SELECT STREAM device_imsi, SUM(bandwidth_used) FROM rowtime_promotion_view AS s GROUP BY device_imsi, SESSION(device_imsi START WHEN status = 'CALL_STARTED' END WHEN status = 'CALL_ENDED' TIMEOUT AFTER INTERVAL '10' MINUTE)
For the query above, as soon as the session ends, s-Server will output the total bandwidth_used during the session by the device_imsi in question. In general, whenever a session ends, s-Server calculates the GROUP BY aggregations that include that session key and emits the session expiry time as ROWTIME.

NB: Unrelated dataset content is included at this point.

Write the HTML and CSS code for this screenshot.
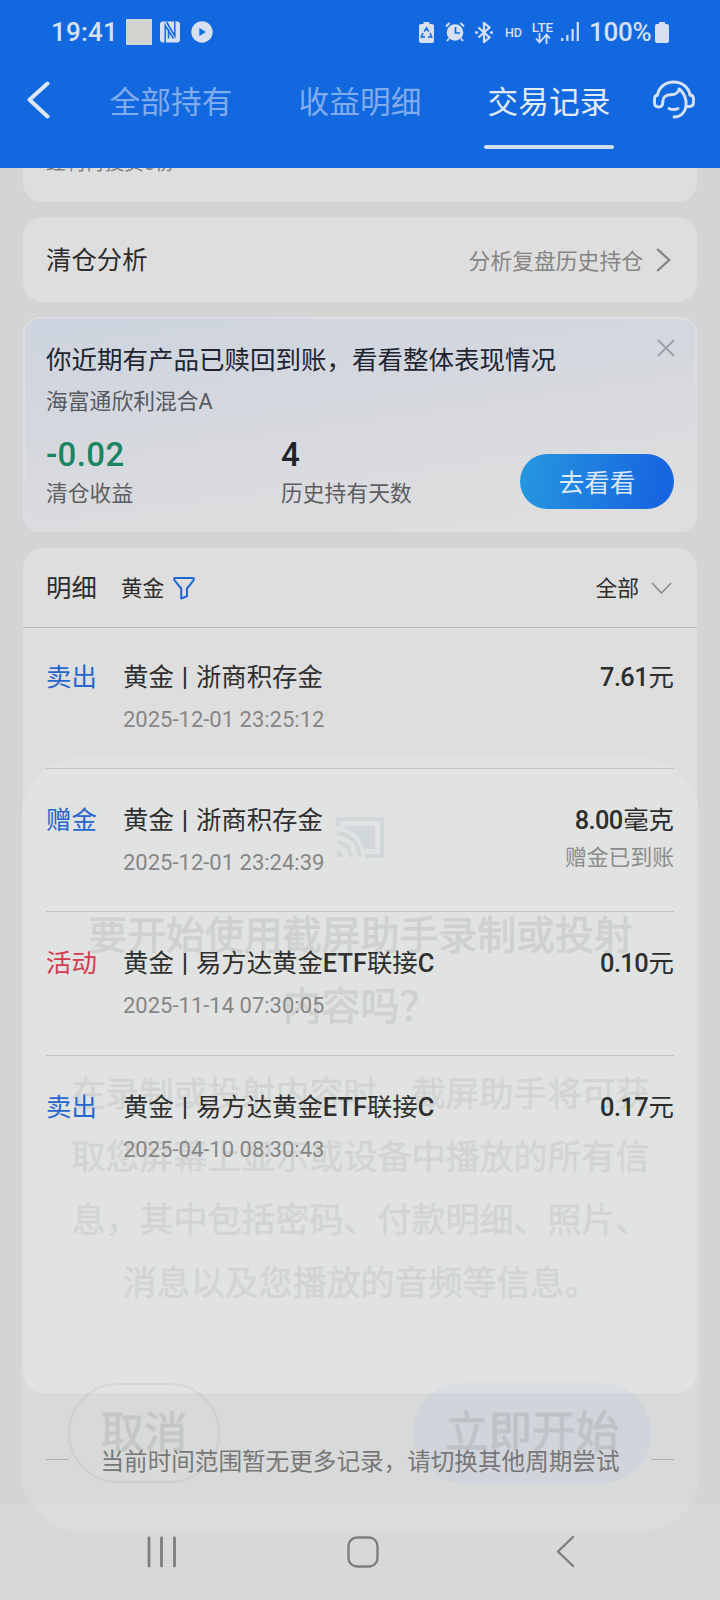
FILE: index.html
```html
<!DOCTYPE html>
<html lang="zh-CN">
<head>
<meta charset="utf-8">
<title>交易记录</title>
<link rel="stylesheet" href="styles.css">
</head>
<body>
<div class="screen">
  <header class="header">
    <div class="status">
      <div class="status-left">
        <span class="clock">19:41</span>
        <span class="thumb"></span>
        <svg class="nfc" width="20" height="22" viewBox="0 0 20 22"><rect x="0" y="0.5" width="20" height="21" rx="3" fill="#d6e0f0"/><path d="M5.200 22V4.500L13.500 17.500M6.500 1l8.300 14V0.500M8.500 8v9.500" fill="none" stroke="#1268de" stroke-width="1.500"/></svg>
        <svg class="play" width="22" height="22" viewBox="0 0 22 22"><circle cx="11" cy="11" r="10.7" fill="#d6e0f0"/><path d="M8.3 7v8l6.7-4z" fill="#1268de"/></svg>
      </div>
      <div class="status-right">
        <svg class="saver" width="15" height="21" viewBox="0 0 15 21"><path d="M4.500 0h6v2H13q2 0 2 2v15q0 2-2 2H2q-2 0-2-2V4q0-2 2-2h2.500z" fill="#d6e0f0"/><path d="M5.300 9.500L7.500 6l2.200 3.500M11 11l1.700 4H9M6 15H2.300L4 11" fill="none" stroke="#1268de" stroke-width="1.500"/></svg>
        <svg class="alarm" width="20" height="20" viewBox="0 0 20 20"><circle cx="10" cy="10.500" r="8.300" fill="#d6e0f0"/><path d="M1 4.500L4.500 1M19 4.500L15.500 1M4 16.500l-2 2.500M16 16.500l2 2.500" stroke="#d6e0f0" stroke-width="2"/><path d="M10.500 5v6H15" fill="none" stroke="#1268de" stroke-width="1.700"/></svg>
        <svg class="bt" width="18" height="21" viewBox="0 0 18 21"><path d="M3.500 5.500l11 10-5.500 4.500v-19l5.500 4.500-11 10" fill="none" stroke="#d6e0f0" stroke-width="2.200"/><circle cx="1.500" cy="10.500" r="1.500" fill="#d6e0f0"/><circle cx="16.500" cy="10.500" r="1.500" fill="#d6e0f0"/></svg>
        <span class="hd">HD</span>
        <span class="lte"><span>LTE</span><svg width="16" height="11" viewBox="0 0 16 11"><path d="M4.500 0v9M1 5.500l3.500 4 3.500-4M11.500 11V1.500M8 5.500l3.500-4 3.500 4" fill="none" stroke="#d6e0f0" stroke-width="1.800"/></svg></span>
        <svg class="signal" width="18" height="20" viewBox="0 0 18 20"><path d="M1.200 16v3M6.400 13v6M11.600 7v12M16.800 0v19" stroke="#d6e0f0" stroke-width="2.200"/></svg>
        <span class="pct">100%</span>
        <svg class="batt" width="14" height="21" viewBox="0 0 14 21"><path d="M4 0h6v2h2q2 0 2 2v15q0 2-2 2H2q-2 0-2-2V4q0-2 2-2h2z" fill="#d6e0f0"/></svg>
      </div>
    </div>
    <nav class="tabs">
      <svg class="back" width="23" height="38" viewBox="0 0 23 38"><path d="M20.500 2.500L2.500 18.800l18 16.700" fill="none" stroke="#dce6f4" stroke-width="4" stroke-linecap="round" stroke-linejoin="round"/></svg>
      <span class="tab">全部持有</span>
      <span class="tab">收益明细</span>
      <span class="tab active">交易记录</span>
      <svg class="service" width="42" height="40" viewBox="0 0 42 40"><g fill="none" stroke="#d6e2f4" stroke-width="2.900" stroke-linecap="round" stroke-linejoin="round"><path d="M4.500 15C6 7 12.500 2 20.700 2S35.500 7 37 15"/><path d="M9.800 22c0-5 3-7.300 8-7.300 5.200 0 7.500-1.500 8.400-5.700 4 3 5.800 7 6.800 12v5.500h3.500c3 0 4-1.500 4-4.500v-3c0-2.500-1-4-3.500-4"/><path d="M4.500 15c-2 .3-3 1.500-3 4v4c0 2.500 1.300 4 4.200 4s4.100-1.500 4.100-5"/><path d="M33 26.500c-1 6-5 10.500-12 10.500"/><path d="M16 28.500c3 1.400 6 1.400 9 0"/></g></svg>
    </nav>
  </header>

  <main class="content">
    <section class="card clipped"><span class="clipped-text">红利再投资0份</span></section>

    <section class="card analysis">
      <span class="title">清仓分析</span>
      <span class="hint">分析复盘历史持仓</span>
      <svg width="15" height="24" viewBox="0 0 15 24"><path d="M1.200 1l12 11-12 11" fill="none" stroke="#838383" stroke-width="2.300"/></svg>
    </section>

    <section class="card promo">
      <svg class="close" width="18" height="18" viewBox="0 0 18 18"><path d="M1 1l16 16M17 1L1 17" stroke="#999ea6" stroke-width="1.800"/></svg>
      <h2>你近期有产品已赎回到账，看看整体表现情况</h2>
      <p class="fund">海富通欣利混合A</p>
      <div class="stats">
        <div class="stat first"><b class="green">-0.02</b><span>清仓收益</span></div>
        <div class="stat"><b>4</b><span>历史持有天数</span></div>
        <button class="go">去看看</button>
      </div>
    </section>

    <section class="card list">
      <div class="list-head">
        <span class="title">明细</span>
        <span class="kind">黄金</span>
        <svg class="funnel" width="22" height="24" viewBox="0 0 22 24"><path d="M1.500 2h19q.8 1.500-.2 2.700L14 12.500v7.800L8.200 22.500v-10L1.700 4.700Q.7 3.500 1.500 2z" fill="none" stroke="#2067d2" stroke-width="2" stroke-linejoin="round"/></svg>
        <span class="all">全部</span>
        <svg class="down" width="21" height="12" viewBox="0 0 21 12"><path d="M1 1l9.500 10L20 1" fill="none" stroke="#8d8d8d" stroke-width="1.700"/></svg>
      </div>
      <div class="row">
        <span class="tag">卖出</span>
        <div class="info"><div class="name">黄金 <b>|</b> 浙商积存金</div><div class="date">2025-12-01 23:25:12</div></div>
        <div class="amount"><div><b>7.61</b>元</div></div>
      </div>
      <div class="row">
        <span class="tag">赠金</span>
        <div class="info"><div class="name">黄金 <b>|</b> 浙商积存金</div><div class="date">2025-12-01 23:24:39</div></div>
        <div class="amount"><div><b>8.00</b>毫克</div><div class="note">赠金已到账</div></div>
      </div>
      <div class="row">
        <span class="tag red">活动</span>
        <div class="info"><div class="name">黄金 <b>|</b> 易方达黄金<b>ETF</b>联接<b>C</b></div><div class="date">2025-11-14 07:30:05</div></div>
        <div class="amount"><div><b>0.10</b>元</div></div>
      </div>
      <div class="row">
        <span class="tag">卖出</span>
        <div class="info"><div class="name">黄金 <b>|</b> 易方达黄金<b>ETF</b>联接<b>C</b></div><div class="date">2025-04-10 08:30:43</div></div>
        <div class="amount"><div><b>0.17</b>元</div></div>
      </div>
    </section>

    <div class="end"><i></i><span>当前时间范围暂无更多记录，请切换其他周期尝试</span><i></i></div>
  </main>

  <footer class="navbar">
    <svg width="30" height="32" viewBox="0 0 30 32"><path d="M2 2v28M14.500 2v28M27.500 2v28" stroke="#7e7e7e" stroke-width="2.800" stroke-linecap="round"/></svg>
    <svg width="32" height="32" viewBox="0 0 32 32"><rect x="1.500" y="1.500" width="29" height="29" rx="8.500" fill="none" stroke="#7e7e7e" stroke-width="2.400"/></svg>
    <svg width="19" height="33" viewBox="0 0 19 33"><path d="M17 2L2 16.500 17 31" fill="none" stroke="#7e7e7e" stroke-width="2.400" stroke-linecap="round" stroke-linejoin="round"/></svg>
  </footer>

  <!-- Fading system dialog -->
  <div class="dialog">
    <svg class="cast" width="48" height="41" viewBox="0 0 48 41"><path d="M2 9V2h44v37H29" fill="none" stroke="#c8d1d5" stroke-width="4"/><path d="M9 9h30v23H27C25 21 19 14 9 12z" fill="#c9d3d9"/><path d="M1 16c13 1 22 10 23 24M1 25c8 1 13 6 14 15" fill="none" stroke="#ccd3d6" stroke-width="4"/><path d="M1 33q6 1 7 7H1z" fill="#ccd3d6"/></svg>
    <div class="dialog-title">要开始使用截屏助手录制或投射<br>内容吗？</div>
    <div class="dialog-body">在录制或投射内容时，截屏助手将可获<br>取您屏幕上显示或设备中播放的所有信<br>息，其中包括密码、付款明细、照片、<br>消息以及您播放的音频等信息。</div>
    <div class="dialog-actions"><span class="cancel"><span>取消</span></span><span class="start"><span>立即开始</span></span></div>
  </div>
</div>
</body>
</html>
```

FILE: styles.css
```css
* { box-sizing: border-box; }
body {
  margin: 0;
  font-family: Roboto, "Noto Sans CJK SC", sans-serif;
  font-weight: 400;
  color: #2d2d2d;
  background: #d4d4d4;
}
svg { display: block; flex: none; }
b { font-weight: 500; }
.screen {
  position: relative;
  width: 720px;
  height: 1600px;
  overflow: hidden;
  display: flex;
  flex-direction: column;
}

/* Header */
.header { height: 168px; background: #1268de; color: #d6e0f0; flex: none; }
.status { height: 64px; display: flex; justify-content: space-between; padding: 0 51px 0 51px; }
.status-left, .status-right { display: flex; align-items: center; }
.clock { font-size: 26px; font-weight: 500; letter-spacing: 0.2px; width: 75px; }
.thumb { width: 26px; height: 26px; background: #d2d2ce; }
.nfc { margin-left: 8px; }
.play { margin-left: 11px; }
.alarm { margin-left: 11px; }
.bt { margin-left: 10px; }
.hd { margin-left: 12px; width: 18px; font-size: 12.500px; font-weight: 500; }
.lte { margin-left: 8px; width: 23px; display: flex; flex-direction: column; align-items: center; font-size: 13.500px; line-height: 12px; font-weight: 500; }
.signal { margin-left: 7px; }
.pct { margin-left: 10px; width: 63px; font-size: 26px; font-weight: 500; white-space: nowrap; letter-spacing: -0.3px; }
.batt { margin-left: 3px; }
.tabs { height: 104px; display: flex; align-items: flex-start; padding: 17px 25px 0 27px; }
.tab { font-size: 30.700px; line-height: 44px; color: #80aced; width: 130px; text-align: center; height: 68px; margin-left: 59px; white-space: nowrap; }
.back { margin-right: -3px; }
.tab.active { position: relative; color: #e2ebf7; }
.tab.active::after { content: ""; position: absolute; left: 0; right: 0; bottom: 0; height: 4px; border-radius: 2px; background: #d0def4; }
.service { margin-left: auto; margin-top: -1px; }

/* Cards */
.content { height: 1336px; flex: none; padding: 0 23px; }
.card { background: #dedede; border-radius: 20px; }
.clipped { height: 34px; border-radius: 0 0 20px 20px; overflow: hidden; padding-left: 23px; }
.clipped-text { display: block; margin-top: -19px; font-size: 19.600px; line-height: 30px; color: #808080; }
.title { font-size: 25.400px; position: relative; top: -1.500px; }
.analysis { height: 85px; margin-top: 15px; padding: 0 26px 0 23px; display: flex; align-items: center; }
.hint { margin-left: auto; margin-right: 13px; font-size: 21.800px; color: #858585; padding-bottom: 1px; }
.promo {
  position: relative;
  height: 215px;
  margin-top: 15px;
  padding: 23px 21px 0;
  border: 2px solid #dcdee1;
  border-bottom-color: #dedede;
  border-radius: 16px;
  background: linear-gradient(172deg, #cdd4df 0%, #d4d7de 35%, #dadbde 65%, #dedede 90%);
}
.close { position: absolute; right: 20px; top: 20px; }
.promo h2 { margin: 0; font-size: 25.500px; font-weight: 400; line-height: 36px; color: #202431; }
.promo p { margin: 9px 0 0; font-size: 21.800px; line-height: 30px; color: #555962; }
.stats { display: flex; margin-top: 17px; }
.stat { display: flex; flex-direction: column; color: #5c5e62; font-size: 21.800px; }
.stat b { font-size: 33px; line-height: 42px; color: #20222b; }
.stat span { line-height: 36px; }
.stat .green { color: #198563; letter-spacing: 0.4px; }
.stat.first { width: 235px; }
.go {
  margin: 20px 0 0 auto;
  width: 154px;
  height: 55px;
  padding: 0 0 3px;
  border: 0;
  border-radius: 28px;
  background: linear-gradient(100deg, #2698df, #1765df 90%);
  color: #dbe9f9;
  font: 25.500px Roboto, "Noto Sans CJK SC", sans-serif;
}

/* Records */
.list { height: 845px; margin-top: 16px; }
.list-head { height: 80px; display: flex; align-items: center; padding: 0 25px 0 23px; border-bottom: 1px solid #b9b9b9; }
.kind, .all { font-size: 21.800px; padding-bottom: 2px; }
.kind { margin-left: 24px; margin-right: 9px; }
.all { margin-left: auto; margin-right: 12px; }
.row {
  height: 143.300px;
  margin: 0 23px;
  padding-top: 33px;
  display: flex;
  align-items: flex-start;
  border-bottom: 1px solid #b9b9b9;
  font-size: 25.400px;
  line-height: 36px;
}
.row > * { position: relative; z-index: 2; }
.row:nth-child(2) { height: 141px; padding-top: 31px; }
.row:last-child { border-bottom: 0; }
.tag { width: 77px; color: #2766cc; }
.tag.red { color: #d33a50; }
.name { color: #2f2f2f; word-spacing: 1.600px; }
.date { margin-top: 9px; font-size: 22px; line-height: 32px; color: #868686; }
.amount { margin-left: auto; text-align: right; }
.amount b { letter-spacing: -0.600px; margin-right: 0.600px; }
.note { font-size: 21.800px; line-height: 30px; margin-top: 5px; color: #8b8b8b; }
.end { position: relative; z-index: 2; height: 111px; display: flex; align-items: center; justify-content: space-between; padding: 22px 23px 0; color: #777; font-size: 23.600px; }
.end i { width: 23px; height: 1px; background: #aeb0af; }

/* System navigation */
.navbar { height: 96px; flex: none; background: #d8d8d8; display: flex; align-items: flex-start; padding: 32px 0 0 147px; }
.navbar svg { position: relative; z-index: 2; }
.navbar svg:nth-child(2) { margin-left: 170px; }
.navbar svg:nth-child(3) { margin-left: 177px; margin-top: -1px; }

.dialog {
  position: absolute;
  z-index: 1;
  left: 21px;
  top: 758px;
  width: 679px;
  height: 773px;
  border-radius: 60px;
  background: rgba(235, 253, 244, 0.15);
  text-align: center;
  pointer-events: none;
}
.cast { margin: 59px auto 0 315px; opacity: 0.65; }
.dialog-title, .dialog-body, .dialog-actions { color: #464646; -webkit-text-stroke: 0.9px #464646; }
.dialog-title { margin-top: 42px; font-size: 38.900px; line-height: 71px; opacity: 0.11; }
.dialog-body { margin-top: 21px; font-size: 34px; line-height: 63px; opacity: 0.085; -webkit-text-stroke-width: 0.6px; }
.dialog-actions { display: flex; margin-top: 68px; padding: 0 49px 0 47px; justify-content: space-between; font-size: 43.500px; line-height: 100px; }
.dialog-actions span span { opacity: 0.12; display: block; }
.cancel { width: 152px; height: 100px; line-height: 98px; border: 2px solid rgba(90, 90, 90, 0.08); border-radius: 50px; }
.start { width: 238px; height: 100px; border-radius: 50px; background: rgba(170, 180, 230, 0.13); }
```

Notice that GROUP BY with SESSION does not require any expression based on ROWTIME. Normally, streaming GROUP BY requires a monotonically increasing column as part of the GROUP BY key. In this case, the session id serves that purpose. Although ROWTIME is not required within the GROUP BY clause, expressions based on ROWTIME can be combined with SESSION, as in the following example:
SELECT STREAM device_imsi, SUM(bandwidth_used) FROM rowtime_promotion_view AS s GROUP BY FLOOR(s.ROWTIME TO HOUR), device_imsi, SESSION(device_imsi END WHEN status = 'CALL_ENDED' TIMEOUT AFTER INTERVAL '10' MINUTE);
For the query above, s-Server emits an aggregation row whenever the session ends due to “CALL_ENDED” or timeout after 10 minutes of inactivity. That is similar to the previous example. Additionally, as a result of using FLOOR to define a 1-hour interval based on ROWTIME, this query will output an aggregation row for each device_imsi on an hourly basis, even during an ongoing session.
Note: Only a single SESSION call in a GROUP BY or PARTITION BY clause is allowed. Also, s-Server does not currently support combining SESSION with a WITHIN clause, which can be used to GROUP BY a Non-Monotonic Timestamp.